I seem to have missed the part where we act militarily…
The only way to turn this into any form of a possible positive situation for the USA. Is to send all of the neocons over to the area and not let them back in the USA. After all from what I have been reading this insinuation was orchestrated by them.
Yes, but I’m greatly relieved we have John Kerry to remind Putin of ancient Stallone movie plots.
From Kerry’s comment about Putin inserting a 19th century measure into a 21st century issue it would have been grown up of Putin to set aside his kingmaking greed and urge the UN to offer assistance.
And then there’s the vision of Paul Wolfowitz licking his hair in anticipation of weighing in with some insanity.
We’re now walking a mile in the shoes of those who had to sit on their hands watching Cheney march this country into Iraq.
BooMan, I think you may be having an issue with your RSS feed. This is the second time in two days that two seemingly identical items show up in my RSS feed with the same title.
On the first one yesterday, the post appeared to be the same, but on one iteration there was only one comment, and it was from Arthur. There were multiple comments on the second one. (Progressives’ Image Problem)
On this one just now, the text of your post is slightly different, which I can see from Leaf. One was the link to this thread and the other comes up as : Sorry. I can’t seem to find that story. (Preoccupied With Ukraine)
I’ve only been using RSS for a couple of months, so maybe this just happens if you revise a story after you submit it?
From one of my diaries on the events in Ukraine:
○ Rear Admiral Denys Berezovsky, new head of Ukraine’s navy, defects in Crimea
○ Ukrainian troops dispatched in Crimea switch to region’s side – sources
The NY Times is reporting that the coup regime is planning on replacing the governors in eastern Ukraine with oligarchs.
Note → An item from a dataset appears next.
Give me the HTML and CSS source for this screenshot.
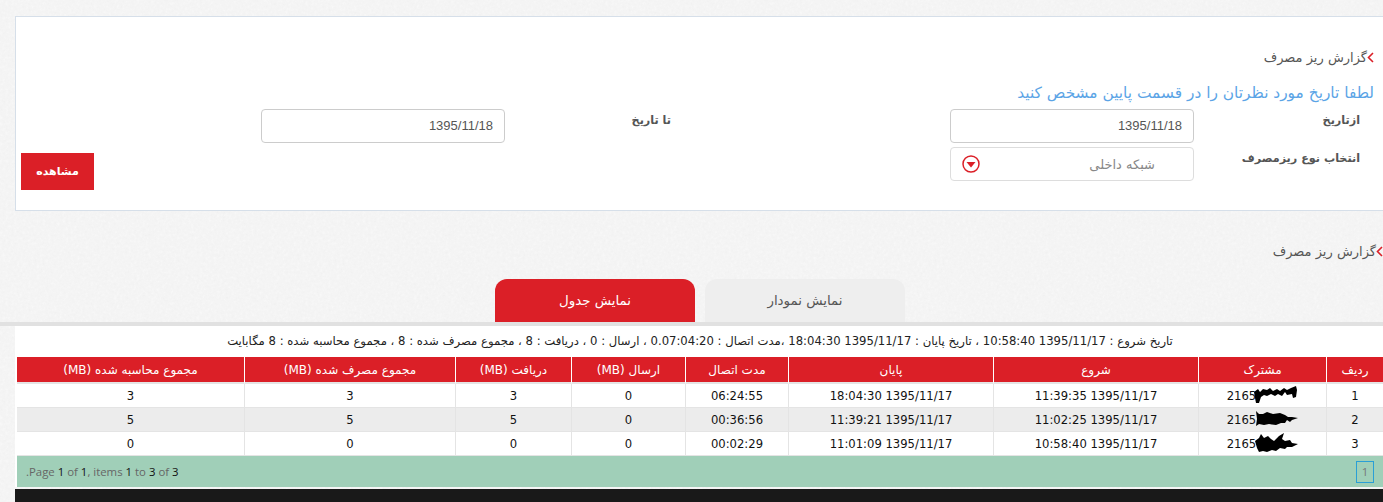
FILE: index.html
```html
<!DOCTYPE html>
<html lang="fa" dir="rtl">
<head>
<meta charset="utf-8">
<title>گزارش ریز مصرف</title>
<link rel="stylesheet" href="styles.css">
</head>
<body>
<section class="panel">
  <h2 class="title"><svg class="chev" width="7" height="11" viewBox="0 0 7 11"><path d="M6 1 1.5 5.5 6 10" fill="none" stroke="#db1f27" stroke-width="1.6"/></svg>گزارش ریز مصرف</h2>
  <p class="hint">لطفا تاریخ مورد نظرتان را در قسمت پایین مشخص کنید</p>
  <div class="form-row">
    <label class="lbl lbl-a">ازتاریخ</label>
    <div class="field date">1395/11/18</div>
    <label class="lbl lbl-b">تا تاریخ</label>
    <div class="field date">1395/11/18</div>
  </div>
  <div class="form-row row-two">
    <label class="lbl lbl-a">انتخاب نوع ریزمصرف</label>
    <div class="field select">
      <span class="sel-text">شبکه داخلی</span>
      <svg class="sel-icon" width="18" height="18" viewBox="0 0 18 18"><circle cx="9" cy="9" r="8" fill="#fff" stroke="#db1f27" stroke-width="1.5"/><path d="M4.5 7h9L9 12.5z" fill="#db1f27"/></svg>
    </div>
    <button class="btn">مشاهده</button>
  </div>
</section>

<h2 class="title title-two"><svg class="chev" width="7" height="11" viewBox="0 0 7 11"><path d="M6 1 1.5 5.5 6 10" fill="none" stroke="#db1f27" stroke-width="1.6"/></svg>گزارش ریز مصرف</h2>

<nav class="tabs">
  <a class="tab">نمایش نمودار</a>
  <a class="tab active">نمایش جدول</a>
</nav>

<div class="band">
<section class="content">
  <p class="summary">تاریخ شروع : 1395/11/17 10:58:40 ، تاریخ پایان : 1395/11/17 18:04:30 ،مدت اتصال : 0.07:04:20 ، ارسال : 0 ، دریافت : 8 ، مجموع مصرف شده : 8 ، مجموع محاسبه شده : 8 مگابایت</p>
  <table class="grid">
    <colgroup>
      <col class="c-row"><col class="c-user"><col class="c-time"><col class="c-time">
      <col class="c-dur"><col class="c-send"><col class="c-recv"><col class="c-used"><col class="c-calc">
    </colgroup>
    <thead>
      <tr><th>ردیف</th><th>مشترک</th><th>شروع</th><th>پایان</th><th>مدت اتصال</th><th>ارسال (MB)</th><th>دریافت (MB)</th><th>مجموع مصرف شده (MB)</th><th>مجموع محاسبه شده (MB)</th></tr>
    </thead>
    <tbody>
      <tr>
        <td>1</td>
        <td><span class="user">2165<svg class="blot" width="44" height="22" viewBox="0 0 44 22"><path d="M0 7 4 4 6 7 9 4 13 5 16 3 19 6 23 4 26 6 30 3 33 5 37 3 42 1 43 5 42 12 39 13 38 9 33 10 31 7 28 11 24 9 21 11 17 9 13 11 10 10 7 12 5 18 2 18 1 13z" fill="#000"/></svg></span></td>
        <td>1395/11/17 11:39:35</td><td>1395/11/17 18:04:30</td><td>06:24:55</td><td>0</td><td>3</td><td>3</td><td>3</td>
      </tr>
      <tr>
        <td>2</td>
        <td><span class="user">2165<svg class="blot" width="44" height="22" viewBox="0 0 44 22"><path d="M2 2 5 5 9 5 13 3 19 5 26 4 31 6 34 8 38 8 44 9 38 11 36 13 33 11 31 14 27 14 22 16 15 15 10 16 5 15 2 17 3 10z" fill="#000"/></svg></span></td>
        <td>1395/11/17 11:02:25</td><td>1395/11/17 11:39:21</td><td>00:36:56</td><td>0</td><td>5</td><td>5</td><td>5</td>
      </tr>
      <tr>
        <td>3</td>
        <td><span class="user">2165<svg class="blot" width="44" height="22" viewBox="0 0 44 22"><path d="M1 8 5 5 7 1 10 5 14 3 17 6 20 8 25 3 30 0 28 6 31 8 36 7 38 10 44 11 38 14 33 14 31 16 26 15 22 18 18 17 13 19 9 18 5 19 3 15z" fill="#000"/></svg></span></td>
        <td>1395/11/17 10:58:40</td><td>1395/11/17 11:01:09</td><td>00:02:29</td><td>0</td><td>0</td><td>0</td><td>0</td>
      </tr>
    </tbody>
  </table>
  <div class="pager">
    <span class="page-num">1</span>
    <span class="page-info">Page <b>1</b> of <b>1</b>, items <b>1</b> to <b>3</b> of <b>3</b>.</span>
  </div>
</section>
</div>
<footer class="footer"></footer>
</body>
</html>
```
FILE: styles.css
```css
* { box-sizing: border-box; }
html, body { margin: 0; height: 502px; overflow: hidden; }
body {
  padding-top: 16px;
  background-color: #f9f9f9;
  background-image: url("data:image/svg+xml;utf8,<svg xmlns='http://www.w3.org/2000/svg' width='300' height='300'><filter id='n'><feTurbulence type='fractalNoise' baseFrequency='0.35' numOctaves='3'/><feColorMatrix values='0 0 0 0 0.5 0 0 0 0 0.5 0 0 0 0 0.5 0 0 0 0.15 0'/></filter><rect width='300' height='300' filter='url(%23n)'/></svg>");
  color: #555;
  font-family: "DejaVu Sans", sans-serif;
  font-size: 12px;
}
.panel {
  height: 195px;
  margin-left: 15px;
  padding: 30px 9px 0 0;
  background: #fff;
  border: 1px solid #d6dfe9;
  border-right: 0;
}
.title {
  margin: 0;
  height: 22px;
  line-height: 22px;
  font-size: 13px;
  font-weight: 400;
  color: #555;
}
.chev { display: inline-block; vertical-align: -1px; }
.title-two { margin-top: 30px; }
.hint {
  margin: 13px 0 5px;
  height: 22px;
  line-height: 22px;
  font-size: 15.4px;
  color: #5ba4e6;
}
.form-row { display: flex; align-items: flex-start; }
.row-two { margin-top: 4px; }
.lbl {
  display: block;
  padding-top: 5px;
  font-weight: 700;
  font-size: 11.2px;
  line-height: 14px;
  color: #555;
}
.lbl-a { width: 180px; padding-right: 14px; }
.lbl-b { width: 445px; padding-right: 279px; }
.field {
  width: 244px;
  height: 34px;
  background: #fff;
  border: 1px solid #ccc;
  border-radius: 4px;
}
.date {
  padding: 0 11px;
  line-height: 32px;
  font-family: "Liberation Sans", sans-serif;
  font-size: 13px;
  text-align: right;
  color: #555;
}
.select {
  display: flex;
  align-items: center;
  justify-content: space-between;
  padding: 0 38px 0 11px;
  border-color: #ddd;
  color: #888;
  font-size: 13px;
}
.btn {
  width: 73px;
  height: 37px;
  margin: 6px auto 0 5px;
  padding: 0;
  background: #db1f27;
  border: 0;
  color: #fff;
  font: 700 11px "DejaVu Sans", sans-serif;
}
.tabs {
  display: flex;
  justify-content: center;
  gap: 10px;
  margin-top: 16px;
  padding-left: 17px;
}
.tab {
  display: block;
  width: 200px;
  height: 43px;
  line-height: 43px;
  text-align: center;
  background: #eee;
  color: #555;
  font-size: 13.4px;
  border-radius: 12px 12px 0 0;
}
.tab.active { background: #db1f27; color: #fff; }
.band { border-top: 4px solid #e1e1e1; }
.content {
  margin-left: 15px;
  padding-left: 2px;
  background: #fff;
}
.summary {
  margin: 0;
  height: 31px;
  line-height: 31px;
  text-align: center;
  color: #222;
  font-size: 11.65px;
  white-space: nowrap;
}
.grid {
  width: 1366px;
  table-layout: fixed;
  border-collapse: separate;
  border-spacing: 0;
}
.c-row { width: 57px; }
.c-user { width: 128px; }
.c-time { width: 205px; }
.c-dur { width: 103px; }
.c-send { width: 114px; }
.c-recv { width: 116px; }
.c-used { width: 211px; }
.c-calc { width: 227px; }
.grid th {
  height: 27px;
  padding: 0;
  background: #db1f27;
  color: #fff;
  font-weight: 400;
  font-size: 12px;
  text-align: center;
  border-left: 1px solid #fff;
  border-bottom: 2px solid #e4e4e4;
}
.grid th:last-child, .grid td:last-child { border-left: 0; }
.grid td {
  height: 24px;
  padding: 1px 0 0;
  text-align: center;
  color: #111;
  font-size: 11.6px;
  border-left: 1px solid #e4e4e4;
  border-bottom: 1px solid #e4e4e4;
}
.grid tbody tr:nth-child(2) td { background: #ececec; }
.grid tbody tr:last-child td { height: 23px; border-bottom: 0; }
.user {
  display: inline-flex;
  align-items: center;
  direction: ltr;
  height: 22px;
}
.blot { margin-left: -2px; }
.pager {
  display: flex;
  align-items: center;
  justify-content: space-between;
  height: 32px;
  margin-bottom: 2px;
  padding: 0 9px;
  background: #a0cfb8;
  border-top: 1px solid #e4e4e4;
  color: #666;
  font-family: "Open Sans", sans-serif;
  font-size: 11.4px;
}
.page-num {
  width: 18px;
  height: 22px;
  line-height: 20px;
  text-align: center;
  border: 1px solid #2a9fd6;
  color: #777;
}
.page-info b { font-weight: 400; color: #111; }
.footer { height: 13px; margin-left: 15px; background: #191919; }
```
I have been corrected that governors are elected but appointed in the Ukraine, you know, like the presidents now are.
This would be the creation of the ultimate fascist “corporatist state”. You get to work for the man who makes the laws for you.
However, at least one of the current governors already said that his state doesn’t recognize the government in Kiev, and I think it might be difficult for these oligarchs to seize the reins of power in the east. And I suspect that some of these oligarchs might prefer operating in Russian-controlled territory, where they actually have fuel to run their factories.
Get fracking, Kiev.
not elected but appointed. Whenever you getting around to it, maybe you could get a correct feature.
The idea the Kerry is talking with his counterpart Lavrov in very comforting when domestic politics can drive very bad mistakes.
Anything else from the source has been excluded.